The friendship is not without its complications. With 1.4 billion users, Facebook has grown into a Goliath, controlling around 9% of all online advertising globally. Newspapers risk giving Facebook even more power by conditioning young Facebook users to think that they can get everything they need in one stop, and undermining their own websites as destinations. In the past, firms that have hitched their business to Facebook have been bruised. For example, Zynga, an online gaming company, excelled until Facebook changed how often its users were shown alerts from their friends boasting of their game scores.


Recently, news firms have tried to take a more analytical approach to their online businesses. Some are hiring teams of data-crunchers, and using traffic-analysis firms such as ChartBeat to help them see in real time where readers come from. However, the risk is that they pay too much attention to the number of visitors driven through social media and not enough to the time people spend engaging on their websites, says Gordon Crovitz, a media entrepreneur.
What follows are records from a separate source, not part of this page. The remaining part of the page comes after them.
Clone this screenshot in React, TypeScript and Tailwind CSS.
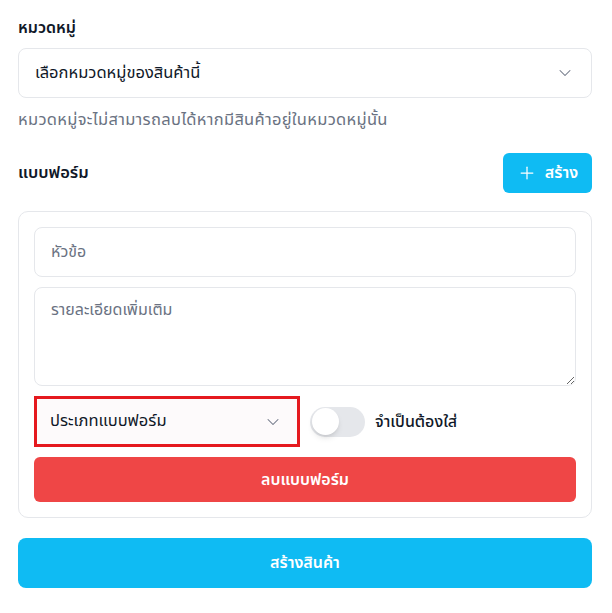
import { ChevronDown, Plus } from "lucide-react";

const font = { fontFamily: '"Noto Sans Thai", "Noto Sans", "Liberation Sans", sans-serif' };

function Chevron() {
  return <ChevronDown className="h-5 w-5 text-gray-500" strokeWidth={1.25} />;
}

export default function App() {
  return (
    <div style={font} className="min-h-[613px] w-[612px] bg-white pl-[18px] pr-5 text-base text-gray-900">
      <div className="pt-[16px]">
        <div className="mb-[8px] font-semibold leading-6">หมวดหมู่</div>
        <div className="flex h-[50px] items-center justify-between rounded-lg border border-gray-200 pl-4 pr-4">
          <span className="text-[16.5px]">เลือกหมวดหมู่ของสินค้านี้</span>
          <Chevron />
        </div>
        <p className="mt-[10px] text-[16.5px] leading-6 tracking-[0.3px] text-gray-500">
          หมวดหมู่จะไม่สามารถลบได้หากมีสินค้าอยู่ในหมวดหมู่นั้น
        </p>
      </div>

      <div className="mt-[21px] flex items-center justify-between">
        <span className="text-[16.5px] font-semibold">แบบฟอร์ม</span>
        <button
          type="button"
          className="flex h-10 w-[89px] items-center justify-center gap-2 rounded-md bg-[#0fbbf3] text-white"
        >
          <Plus className="h-5 w-5" strokeWidth={1.5} />
          <span className="font-semibold">สร้าง</span>
        </button>
      </div>

      <div className="mt-[18px] flex flex-col gap-[10px] rounded-[10px] border border-gray-200 p-[15px]">
        <input
          placeholder="หัวข้อ"
          className="h-[50px] rounded-lg border border-gray-200 px-4 placeholder:text-gray-500 focus:outline-none"
        />
        <textarea
          placeholder="รายละเอียดเพิ่มเติม"
          className="h-[99px] rounded-lg border border-gray-200 px-4 py-[10px] placeholder:text-gray-500 focus:outline-none"
        />
        <div className="flex items-center gap-[10px]">
          <div className="flex h-[51px] w-[266px] items-center justify-between border-[3px] border-[#e5191e] bg-[#fdfafb] pl-[13px] pr-[14px]">
            <span className="text-[16.5px]">ประเภทแบบฟอร์ม</span>
            <Chevron />
          </div>
          <div className="flex h-[30px] w-[55px] items-center rounded-full bg-gray-200 p-[2px]">
            <span className="h-[27px] w-[27px] rounded-full bg-white shadow-md" />
          </div>
          <span className="font-medium">จำเป็นต้องใส่</span>
        </div>
        <button
          type="button"
          className="h-[45px] rounded-md bg-[#ef4646] font-semibold text-white"
        >
          ลบแบบฟอร์ม
        </button>
      </div>

      <button
        type="button"
        className="mt-[20px] h-[50px] w-full rounded-lg bg-[#0fbbf3] font-semibold text-white"
      >
        สร้างสินค้า
      </button>
    </div>
  );
}
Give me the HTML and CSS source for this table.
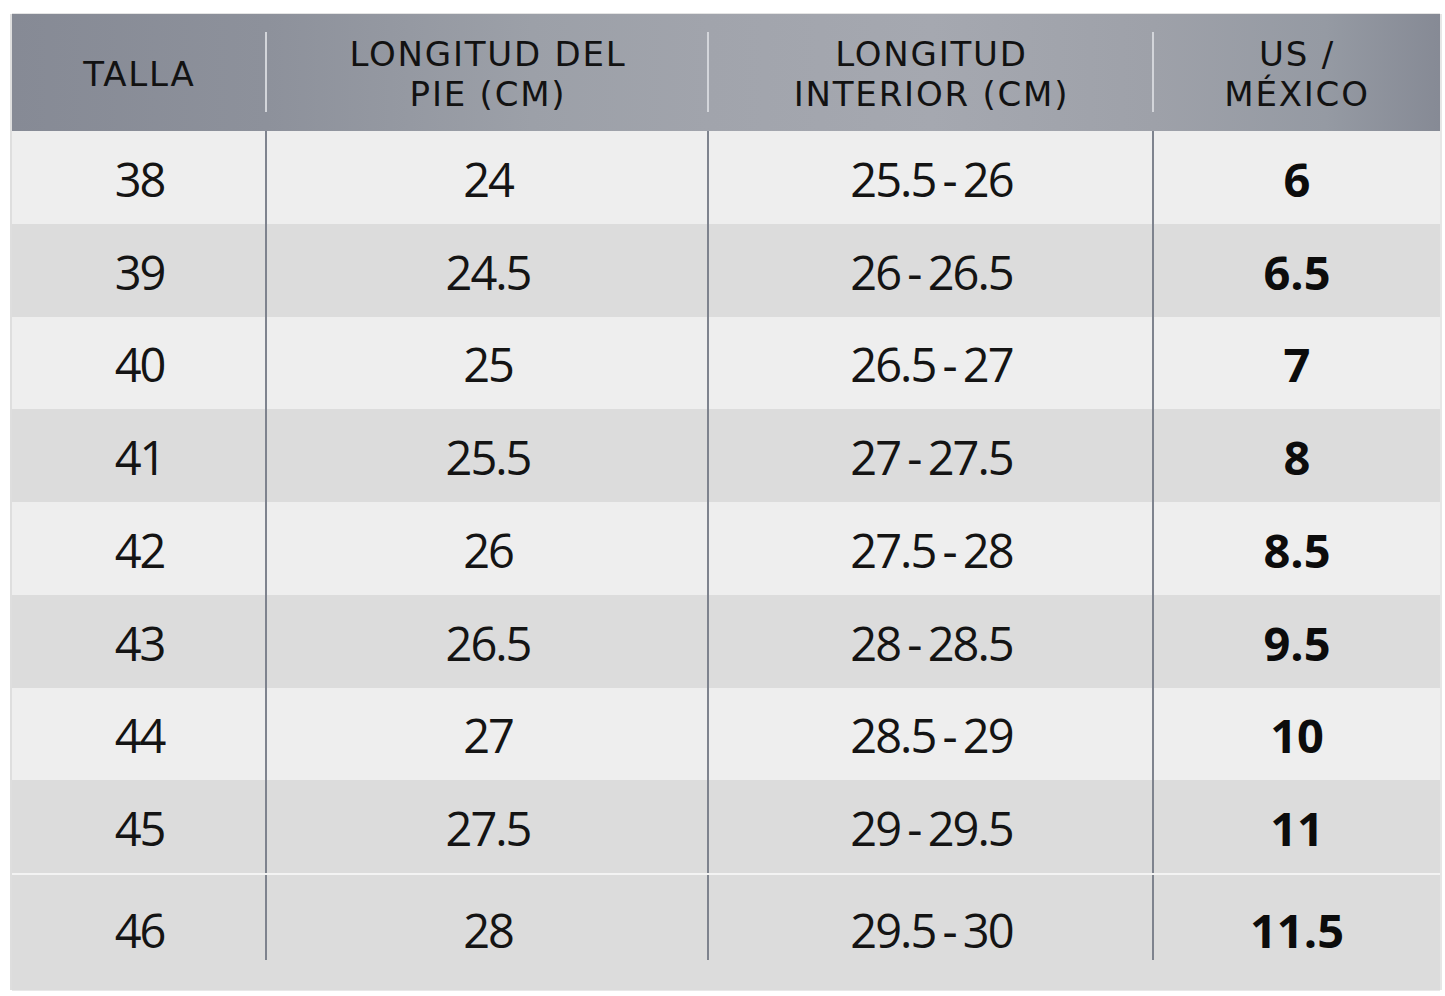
FILE: index.html
```html
<!DOCTYPE html>
<html lang="es">
<head>
<meta charset="utf-8">
<title>Tabla de tallas</title>
<link rel="stylesheet" href="styles.css">
</head>
<body>
<div class="wrap">
  <div class="chart">
    <div class="hd c1">TALLA</div>
    <div class="hd c2">LONGITUD DEL<br>PIE (CM)</div>
    <div class="hd c3">LONGITUD<br>INTERIOR (CM)</div>
    <div class="hd c4">US /<br>MÉXICO</div>

    <div class="cell light sep">38</div><div class="cell light sep">24</div><div class="cell light sep">25.5 - 26</div><div class="cell light us">6</div>
    <div class="cell dark sep">39</div><div class="cell dark sep">24.5</div><div class="cell dark sep">26 - 26.5</div><div class="cell dark us">6.5</div>
    <div class="cell light sep">40</div><div class="cell light sep">25</div><div class="cell light sep">26.5 - 27</div><div class="cell light us">7</div>
    <div class="cell dark sep">41</div><div class="cell dark sep">25.5</div><div class="cell dark sep">27 - 27.5</div><div class="cell dark us">8</div>
    <div class="cell light sep">42</div><div class="cell light sep">26</div><div class="cell light sep">27.5 - 28</div><div class="cell light us">8.5</div>
    <div class="cell dark sep">43</div><div class="cell dark sep">26.5</div><div class="cell dark sep">28 - 28.5</div><div class="cell dark us">9.5</div>
    <div class="cell light sep">44</div><div class="cell light sep">27</div><div class="cell light sep">28.5 - 29</div><div class="cell light us">10</div>
    <div class="cell dark sep">45</div><div class="cell dark sep">27.5</div><div class="cell dark sep">29 - 29.5</div><div class="cell dark us">11</div>
    <div class="cell last sepl">46</div><div class="cell last sepl">28</div><div class="cell last sepl">29.5 - 30</div><div class="cell last us">11.5</div>
  </div>
</div>
</body>
</html>
```

FILE: styles.css
```css
* { box-sizing: border-box; }

body {
  margin: 0;
  background: #ffffff;
  font-family: "Open Sans", "Liberation Sans", sans-serif;
  color: #111111;
}

.wrap {
  padding: 14px 5px 6px 12px;
}

.chart {
  display: grid;
  grid-template-columns: 255px 442px 445px 286px;
  grid-template-rows: 117px repeat(8, 92.75px) 117px;
  box-shadow: -2px 0 0 #dedede, 0 -1px 0 #e4e4e4, 2px 0 0 #e6e6e6, 0 1px 0 #e8e8e8;
}

.hd {
  display: flex;
  align-items: center;
  justify-content: center;
  text-align: center;
  padding-top: 2px;
  font-family: "DejaVu Sans", "Liberation Sans", sans-serif;
  font-size: 34px;
  line-height: 40px;
  letter-spacing: 1.8px;
  color: #121212;
}

.hd.c1 { --hbg: linear-gradient(90deg, #868a95 0%, #8d919b 100%); }
.hd.c2 { --hbg: linear-gradient(90deg, #8d919b 0%, #9ca0a8 60%, #a1a4ac 100%); }
.hd.c3 { --hbg: linear-gradient(90deg, #a1a4ac 0%, #a5a8b0 50%, #9ea1a9 100%); }
.hd.c4 { background: linear-gradient(90deg, #9ea1a9 0%, #959aa3 60%, #868a95 100%); }

.hd.c1, .hd.c2, .hd.c3 {
  background-image:
    linear-gradient(#d3d5da, #d3d5da),
    var(--hbg);
  background-size: 2px 80px, 100% 100%;
  background-position: right 18px, 0 0;
  background-repeat: no-repeat;
}

.cell {
  display: flex;
  align-items: center;
  justify-content: center;
  padding-top: 4px;
  font-size: 47px;
  line-height: 1;
  letter-spacing: -2px;
  word-spacing: -3px;
  color: #141414;
  background-repeat: no-repeat;
}

.light { background-color: #eeeeee; }
.dark { background-color: #dcdcdc; }
.last {
  background-color: #dcdcdc;
  border-top: 2px solid #f3f3f3;
  padding-top: 0;
  padding-bottom: 4px;
}

.sep {
  background-image: linear-gradient(#7e838e, #7e838e);
  background-size: 2px 100%;
  background-position: right top;
}

.sepl {
  background-image: linear-gradient(#7e838e, #7e838e);
  background-size: 2px 85px;
  background-position: right top;
}

.us {
  font-weight: 700;
  letter-spacing: 0;
  color: #0c0c0c;
}
```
Other firms will follow in Facebook’s wake. “There is suddenly a lot of competition among the social networks to host premium content,” says Edward Roussel, chief innovation officer at Dow Jones, a media company. Earlier this year Snapchat, a messaging service, started offering articles from a select group of news firms to its users. Paul Zwillenberg of the Boston Consulting Group predicts that some social networks, including Facebook, will ultimately pay publishers to host content.


This will make news firms less vulnerable to the whims of any one social network’s algorithms. However, the gravest risk to publishers is that social networks continue to transform themselves into a form of modern-day newspaper, curating content, engaging users and selling their attention to advertisers.